- 法政大学文学部紀要 = Bulletin of the Faculty of Letters, Hosei University (ISSN:04412486)
- vol.79, pp.31-46, 2019-09-30
Once, Schopenhauer had criticized Descartes and Spinoza as holding judgmental (or intellectualist) theories of the will. But, largely, scholars agree that Descartes’ theory of judgment is, in fact, a volitional or voluntaristic one. In this paper, we argue that Spinoza inherits such a volitional theory of judgment, which subordinates judgment to the will instead of subordinating the will to intellectual judgment, from Descartes.It is true that, in his book Ethics, Spinoza criticizes Descartes’ free-will doctrine and two-step theory of judgment, as per which first the intellect provides ideas and then the will asserts or denies them. Nevertheless, Spinoza does identify the intellect with the will, or ideas with judgments, and we can consider his view as a deterministic volitional theory of judgment as well as an identity theory of ideas and volitional judgments.
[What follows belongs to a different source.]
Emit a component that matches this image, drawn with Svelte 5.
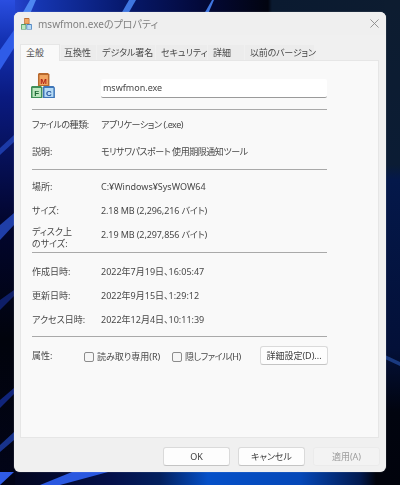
<script lang="ts">
  const tabs = [
    { label: '全般', cls: 'w40' },
    { label: '互換性', cls: 'w35' },
    { label: 'デジタル署名', cls: 'w58' },
    { label: 'セキュリティ', cls: 'w52' },
    { label: '詳細', cls: 'w36' },
    { label: '以前のバージョン', cls: 'w69' }
  ];
</script>

{#snippet blocks(cls: string)}
  <svg class={cls} viewBox="0 0 24 26" aria-hidden="true">
    <path d="M8 1h9l1.5 1.5V14H7V2z" fill="#b8692e" />
    <rect x="8.5" y="3" width="8.5" height="10" fill="#f0a561" />
    <path d="M1 14h9l1.5 1.5V26H0V15z" fill="#3f8f58" />
    <rect x="1.5" y="16" width="8.5" height="9" fill="#bde6bf" />
    <path d="M13 14h9.5l1.5 1.5V26H12V15z" fill="#3d75b8" />
    <rect x="13.5" y="16" width="9" height="9" fill="#b5daf5" />
    <text x="12.7" y="11.5" fill="#b3261a">M</text>
    <text x="5.8" y="23.8" fill="#1e6b36">F</text>
    <text x="18" y="23.8" fill="#1f4f9a">C</text>
  </svg>
{/snippet}

<div class="desktop">
  <svg class="wallpaper" viewBox="0 0 400 485" preserveAspectRatio="none" aria-hidden="true">
    <defs>
      <linearGradient id="top" x1="0" x2="1" y1="0" y2="0">
        <stop offset="0" stop-color="#2a4ee0" />
        <stop offset="0.06" stop-color="#1f3cc0" />
        <stop offset="0.1" stop-color="#1535b0" />
        <stop offset="0.3" stop-color="#071a70" />
        <stop offset="0.5" stop-color="#03093a" />
        <stop offset="0.67" stop-color="#020410" />
        <stop offset="0.68" stop-color="#0a1a30" />
        <stop offset="1" stop-color="#0d1c30" />
      </linearGradient>
      <linearGradient id="bottom" x1="0" x2="1" y1="0" y2="0">
        <stop offset="0" stop-color="#020418" />
        <stop offset="0.28" stop-color="#04104a" />
        <stop offset="0.4" stop-color="#03205e" />
        <stop offset="0.52" stop-color="#0550c8" />
        <stop offset="0.75" stop-color="#0548b8" />
        <stop offset="0.9" stop-color="#021a50" />
        <stop offset="0.94" stop-color="#01030c" />
        <stop offset="1" stop-color="#01030c" />
      </linearGradient>
      <linearGradient id="left" x1="0" x2="0" y1="0" y2="1">
        <stop offset="0" stop-color="#2a4ee0" />
        <stop offset="0.08" stop-color="#1432b4" />
        <stop offset="0.2" stop-color="#0a1a80" />
        <stop offset="0.45" stop-color="#020630" />
        <stop offset="0.7" stop-color="#01030c" />
        <stop offset="1" stop-color="#020418" />
      </linearGradient>
      <linearGradient id="right" x1="0" x2="0" y1="0" y2="1">
        <stop offset="0" stop-color="#0d1c30" />
        <stop offset="0.34" stop-color="#0b1c34" />
        <stop offset="0.37" stop-color="#04184a" />
        <stop offset="0.72" stop-color="#031038" />
        <stop offset="0.85" stop-color="#01040f" />
        <stop offset="1" stop-color="#01030c" />
      </linearGradient>
    </defs>
    <rect width="400" height="14" fill="url(#top)" />
    <rect y="470" width="400" height="15" fill="url(#bottom)" />
    <rect y="0" width="15" height="485" fill="url(#left)" />
    <rect x="385" y="0" width="15" height="485" fill="url(#right)" />
    <path d="M22 14L30 0H36L30 14z" fill="#4d86f0" />
    <path d="M121 14L129 0H136L128 14z" fill="#3f76e0" />
    <path d="M204 14L212 0H214L208 14z" fill="#3f76e0" />
    <path d="M0 50L14 30V48L0 70z" fill="#2f5ce8" />
    <path d="M0 148L14 135V142L0 155z" fill="#1c3aa8" />
    <path d="M0 225L14 213V225L0 240z" fill="#1f3ea8" />
    <path d="M0 300L14 290V296L0 310z" fill="#0e1e68" />
    <path d="M0 400L14 388V394L0 408z" fill="#10247a" />
    <path d="M0 445L14 432V440L0 452z" fill="#18338c" />
    <path d="M0 485L14 472H0z" fill="#2f5ce8" />
    <path d="M60 485L108 472H72L40 485z" fill="#2a58e0" />
    <path d="M385 355L400 362V366L385 359z" fill="#1a3a80" />
  </svg>

  <div class="window">
    <div class="titlebar">
      {@render blocks('small-icon')}
      <span class="title">mswfmon.exeのプロパティ</span>
      <svg class="close" viewBox="0 0 10 10" aria-label="閉じる">
        <path d="M0.5 0.5L9.5 9.5M9.5 0.5L0.5 9.5" />
      </svg>
    </div>

    <div class="tabs">
      {#each tabs as tab, i}
        <div class={`tab ${tab.cls}`} class:active={i === 0}>{tab.label}</div>
      {/each}
    </div>

    <div class="panel">
      <div class="head">
        {@render blocks('big-icon')}
        <div class="name">mswfmon.exe</div>
      </div>
      <hr />

      <div class="group g1">
        <div class="row"><span class="tight">ファイルの種類:</span><span class="tight">アプリケーション (.exe)</span></div>
        <div class="row"><span>説明:</span><span class="tight">モリサワパスポート 使用期限通知ツール</span></div>
      </div>
      <hr />

      <div class="group g2">
        <div class="row"><span>場所:</span><span>C:¥Windows¥SysWOW64</span></div>
        <div class="row"><span>サイズ:</span><span class="snug">2.18 MB (2,296,216 バイト)</span></div>
        <div class="row tall"><span class="two">ディスク上<br />のサイズ:</span><span class="val snug">2.19 MB (2,297,856 バイト)</span></div>
      </div>
      <hr />

      <div class="group g3">
        <div class="row"><span>作成日時:</span><span>2022年7月19日、16:05:47</span></div>
        <div class="row"><span>更新日時:</span><span>2022年9月15日、1:29:12</span></div>
        <div class="row"><span>アクセス日時:</span><span>2022年12月4日、10:11:39</span></div>
      </div>
      <hr />

      <div class="attrs">
        <span class="attr-label">属性:</span>
        <label class="check"><i></i>読み取り専用(R)</label>
        <label class="check"><i></i><span class="tight">隠しファイル(H)</span></label>
        <button type="button" class="btn adv">詳細設定(D)...</button>
      </div>
    </div>

    <div class="footer">
      <button type="button" class="btn">OK</button>
      <button type="button" class="btn">キャンセル</button>
      <button type="button" class="btn off">適用(A)</button>
    </div>
  </div>
</div>

<style>
  :global(body) {
    margin: 0;
    background: #03082a;
  }
  .desktop {
    position: relative;
    width: 400px;
    height: 485px;
    padding: 12px 14px 13px;
    box-sizing: border-box;
    overflow: hidden;
    font-family: "Noto Sans", "Noto Sans CJK JP", sans-serif;
    font-size: 9px;
    font-feature-settings: "palt";
    color: #484848;
    background: #03082a;
  }
  .wallpaper {
    position: absolute;
    inset: 0;
    width: 100%;
    height: 100%;
    filter: blur(0.7px);
  }
  .window {
    position: relative;
    display: flex;
    flex-direction: column;
    height: 460px;
    background: #f0f0f0;
    border-radius: 6px;
    box-shadow: 0 0 1px rgba(255, 255, 255, 0.7);
    overflow: hidden;
    filter: blur(0.3px);
  }
  .titlebar {
    display: flex;
    align-items: center;
    height: 23px;
    padding: 0 7px;
    margin-bottom: 9px;
    background: #efefef;
  }
  .small-icon {
    width: 11px;
    height: 13px;
  }
  .small-icon text {
    display: none;
  }
  .title {
    margin-left: 6px;
    font-size: 10px;
    color: #808080;
  }
  .close {
    margin-left: auto;
    width: 9px;
    height: 9px;
    fill: none;
    stroke: #8a8a8a;
    stroke-width: 1;
  }
  .tabs {
    display: flex;
    align-items: flex-end;
    height: 16px;
    padding-left: 6px;
    gap: 1px;
  }
  .tab {
    height: 15px;
    line-height: 15px;
    padding-left: 5px;
    box-sizing: border-box;
    background: #ececec;
    font-size: 9px;
    white-space: nowrap;
  }
  .w40 { width: 40px; }
  .w35 { width: 35px; padding-left: 3px; }
  .w58 { width: 58px; }
  .w52 { width: 51px; }
  .w36 { width: 36px; }
  .w69 { width: 69px; letter-spacing: -0.2px; }
  .tab.active {
    position: relative;
    height: 17px;
    line-height: 16px;
    background: #f9f9f9;
    border: 1px solid #e6e6e6;
    border-bottom: 0;
    margin-bottom: -1px;
  }
  .panel {
    height: 378px;
    box-sizing: border-box;
    margin: 0 7px 0 6px;
    padding: 11px 51px 0 11px;
    background: #f9f9f9;
    border: 1px solid #e6e6e6;
  }
  .head {
    display: flex;
    align-items: flex-start;
    height: 28px;
  }
  .big-icon {
    width: 24px;
    height: 26px;
    margin-left: -1px;
  }
  .big-icon text {
    font: 700 8px "Liberation Sans", sans-serif;
    text-anchor: middle;
  }
  .name {
    width: 227px;
    height: 19px;
    line-height: 18px;
    margin: 7px 0 0 46px;
    padding-left: 2px;
    box-sizing: border-box;
    background: #fff;
    border-bottom: 1px solid #9a9a9a;
    border-radius: 2px;
    font-size: 9px;
  }
  hr {
    height: 1px;
    margin: 0;
    border: 0;
    background: #a9a9a9;
  }
  .head + hr {
    margin-top: 9px;
  }
  .g1 {
    display: flex;
    flex-direction: column;
    gap: 9px;
    margin: 6px 0 8px;
  }
  .g2 {
    margin: 5px 0 0;
  }
  .g3 {
    margin: 7px 0 4px;
  }
  .row {
    display: grid;
    grid-template-columns: 69px 1fr;
    align-items: center;
    height: 24px;
    line-height: 14px;
    white-space: nowrap;
  }
  .g1 .row {
    height: 18px;
  }
  .row.tall {
    height: 29px;
    align-items: start;
  }
  .two {
    padding-top: 3px;
    line-height: 12px;
  }
  .val {
    line-height: 24px;
  }
  .tight {
    letter-spacing: -0.45px;
  }
  .snug {
    letter-spacing: -0.1px;
  }
  .attrs {
    display: flex;
    align-items: center;
    margin-top: 9px;
    height: 19px;
  }
  .attr-label {
    width: 52px;
  }
  .check {
    display: flex;
    align-items: center;
    width: 88px;
    margin-top: 2px;
  }
  .check i {
    width: 10px;
    height: 10px;
    margin-right: 3px;
    background: #f6f6f6;
    border: 1px solid #8c8c8c;
    border-radius: 2px;
    box-sizing: border-box;
  }
  .btn {
    width: 67px;
    height: 19px;
    padding: 0;
    font: inherit;
    font-feature-settings: "palt";
    color: #3c3c3c;
    background: #fdfdfd;
    border: 1px solid #dadada;
    border-bottom-color: #c4c4c4;
    border-radius: 3px;
  }
  .adv {
    margin-left: auto;
    width: 68px;
    margin-right: -1px;
  }
  .footer {
    display: flex;
    justify-content: flex-end;
    gap: 8px;
    padding: 9px 6px 0 0;
  }
  .btn.off {
    color: #9c9c9c;
    background: #f3f3f3;
    border-color: #ebebeb;
  }
</style>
According to this identity theory, every idea necessarily contains volitional and assertive elements and is identical with affirmative or negative judgment.However, such reading may be doubted because the term “will” may have different meanings in his theory of judgment and in the context of practical decisions. One of the scholars who suggests Spinoza’s equivocal use of “will” is Bennett. He insists his reading by referring to Spinoza’s remark in his Ethics Part II, Proposition 48, Scholium. However, we argue that this is not sustainable. Yet, there is another reading which attributes equivocal usage of the term “will” to Spinoza, according to which the term “will” in Spinoza’s theory of judgment denotes a deserted concept used in his previous writing, which happens to be incorporated into Ethics. We also deny this reading and provide a univocal usage of the term “will” in the contexts of both intellectual judgments and practical decisions.